Previous Article | matchIT Desktop Index | Next Article |
Explanation of Match Keys
Whether matchIT is comparing two databases at a time or finding duplicates within one database, it would take far too long if matchIT compared every record in the database with every other record. To overcome this problem, matchIT generates phonetic and other keys that are used to find groups of records that are worth comparing - these can be described as ”candidate matches”. This screen allows you to select the keys used to find these candidates. You can use any of the fields in the database as matching keys, but you should ensure that they are appropriate. As a general rule, you should select three keys, which instructs matchIT to look through the database using three different search criteria. There should not be a common element to all the keys e.g. you must make sure that Phonetic Surname Key is not contained within every key. This will help ensure that you pick up all duplication, no matter how the data is structured.
Consider the first key listed in the top half of the dialog, Outward Postcode (Town/City) + Phonetic Surname Key. This means that matchIT will look at all groups of records where all of the POST_OUT (outward part/first half of postcode) fields, & the phonetic key of surname are the same, so that it can check which (if any) of these records it should report as potential duplicates. matchIT examines every pair of records within each group looking at all the relevant fields in those two records, and works out a ’score’ that represents how closely they match overall.
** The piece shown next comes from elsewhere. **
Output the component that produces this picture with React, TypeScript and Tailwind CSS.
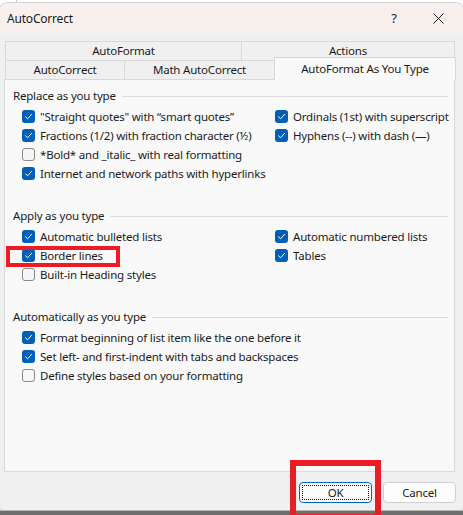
import React from "react";

type Item = { label: string; checked: boolean };

const Check = ({ checked }: { checked: boolean }) =>
  checked ? (
    <span className="flex h-[13px] w-[13px] shrink-0 items-center justify-center rounded-[3px] bg-[#005fb8]">
      <svg width="9" height="9" viewBox="0 0 9 9" fill="none">
        <path d="M1.5 4.8 3.6 6.8 7.6 2.3" stroke="#ffffff" strokeWidth="1" strokeLinecap="round" strokeLinejoin="round" />
      </svg>
    </span>
  ) : (
    <span className="h-[13px] w-[13px] shrink-0 rounded-[3px] border border-[#8a8a8a] bg-[#f6f6f6]" />
  );

const Row = ({ item }: { item: Item }) => (
  <div className="flex h-[19px] items-center gap-[5px]">
    <Check checked={item.checked} />
    <span className="whitespace-nowrap">{item.label}</span>
  </div>
);

const Section = ({
  title,
  left,
  right = [],
  className = "",
}: {
  title: string;
  left: Item[];
  right?: Item[];
  className?: string;
}) => (
  <div className={className}>
    <div className="flex h-4 items-center gap-[6px]">
      <span className="whitespace-nowrap">{title}</span>
      <div className="h-px flex-1 bg-[#dcdcdc]" />
    </div>
    <div className="mt-[3px] ml-[9px] grid grid-cols-[253px_1fr]">
      <div className="flex flex-col">
        {left.map((it) => (
          <Row key={it.label} item={it} />
        ))}
      </div>
      <div className="flex flex-col">
        {right.map((it) => (
          <Row key={it.label} item={it} />
        ))}
      </div>
    </div>
  </div>
);

const Tab = ({ label, className = "" }: { label: string; className?: string }) => (
  <div
    className={
      "flex items-center justify-center border-t border-l border-[#d9d9d9] bg-[#f0f0f0] " + className
    }
  >
    {label}
  </div>
);

export default function App() {
  return (
    <div
      className="relative h-[515px] w-[463px] overflow-hidden bg-white text-[11.5px] tracking-[-0.2px] text-[#1b1b1b]"
      style={{ fontFamily: '"Noto Sans", "Liberation Sans", sans-serif' }}
    >
      {/* window behind */}
      <div className="h-[3px] w-[17px] border-r border-[#c8c8c8]" />

      <div className="flex h-[507px] flex-col overflow-hidden rounded-t-[7px] rounded-b-[4px] bg-[#f0f0f0] shadow-[0_0_0_1px_#d6d6d6]">
        {/* title bar */}
        <div className="flex h-[31px] shrink-0 items-center bg-[#f8f0ec] pl-[7px]">
          <span className="text-[12px]">AutoCorrect</span>
          <span className="ml-auto w-[40px] text-center text-[13px]">?</span>
          <span className="mr-[5px] ml-[4px] flex w-[40px] justify-center">
            <svg width="11" height="11" viewBox="0 0 11 11">
              <path d="M0.5 0.5 10.5 10.5 M10.5 0.5 0.5 10.5" stroke="#1b1b1b" strokeWidth="1" />
            </svg>
          </span>
        </div>

        {/* tabs */}
        <div className="mt-[7px] flex flex-col px-[4px]">
          <div className="ml-px flex h-[19px] w-[450px]">
            <Tab label="AutoFormat" className="w-[236px]" />
            <Tab label="Actions" className="flex-1 border-r" />
          </div>
          <div className="relative ml-px flex h-[19px] w-[450px]">
            <Tab label="AutoCorrect" className="w-[119px]" />
            <Tab label="Math AutoCorrect" className="w-[150px]" />
            <div className="absolute top-[-3px] right-[-1px] z-10 flex h-[23px] w-[182px] items-start justify-center border-x border-t border-[#d9d9d9] bg-[#f9f9f9] pt-[2px]">
              AutoFormat As You Type
            </div>
          </div>

          {/* panel */}
          <div className="h-[393px] w-[451px] border border-[#d9d9d9] bg-[#f9f9f9] px-[8px] pt-[8px] pr-[6px]">
            <Section
              title="Replace as you type"
              left={[
                { label: '"Straight quotes" with \u201Csmart quotes\u201D', checked: true },
                { label: "Fractions (1/2) with fraction character (\u00BD)", checked: true },
                { label: "*Bold* and _italic_ with real formatting", checked: false },
                { label: "Internet and network paths with hyperlinks", checked: true },
              ]}
              right={[
                { label: "Ordinals (1st) with superscript", checked: true },
                { label: "Hyphens (--) with dash (\u2014)", checked: true },
              ]}
            />
            <Section
              className="mt-[25px]"
              title="Apply as you type"
              left={[
                { label: "Automatic bulleted lists", checked: true },
                { label: "Border lines", checked: true },
                { label: "Built-in Heading styles", checked: false },
              ]}
              right={[
                { label: "Automatic numbered lists", checked: true },
                { label: "Tables", checked: true },
              ]}
            />
            <Section
              className="mt-[25px]"
              title="Automatically as you type"
              left={[
                { label: "Format beginning of list item like the one before it", checked: true },
                { label: "Set left- and first-indent with tabs and backspaces", checked: true },
                { label: "Define styles based on your formatting", checked: false },
              ]}
            />
          </div>
        </div>

        {/* buttons */}
        <div className="mt-[10px] flex justify-end gap-[11px] pr-[7px]">
          <button className="flex h-[21px] w-[73px] items-center justify-center rounded-[4px] border border-[#0067c0] bg-[#fdfdfd] p-[2px]">
            <span className="flex h-full w-full items-center justify-center border border-dotted border-[#1b1b1b]">
              OK
            </span>
          </button>
          <button className="h-[21px] w-[73px] rounded-[4px] border border-[#d0d0d0] bg-[#fdfdfd]">
            Cancel
          </button>
        </div>
      </div>

      {/* desktop edge below */}
      <div className="h-[1px] bg-[#b9b9b9]" />
      <div className="h-[4px] bg-[#6e6e6e]" />

      {/* annotations */}
      <div className="absolute top-[246px] left-[6px] h-[21px] w-[114px] border-[4px] border-[#ec1c24]" />
      <div className="absolute top-[460px] left-[290px] h-[60px] w-[91px] border-[6px] border-[#ec1c24]" />
    </div>
  );
}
For example:
- Bill Smith of 24 Church Rise, Leatherhead, KT22 8DT and
- Debra Smyth of 53 Green Lane, Leatherhead, KT22 7BL
...would be compared because they would both have the same phonetic surname key and both of their postcodes start with 'KT22'. However, they would not warrant a score that is high enough for matchIT to show them as a duplicate. However...
- Mr W L Smyth of Church Rise, Leatherhead, KT22 8DD
...would be shown as a potential duplicate of Bill Smith above, because matchIT knows that Bill can be a short form of William and that Smith sounds like Smyth.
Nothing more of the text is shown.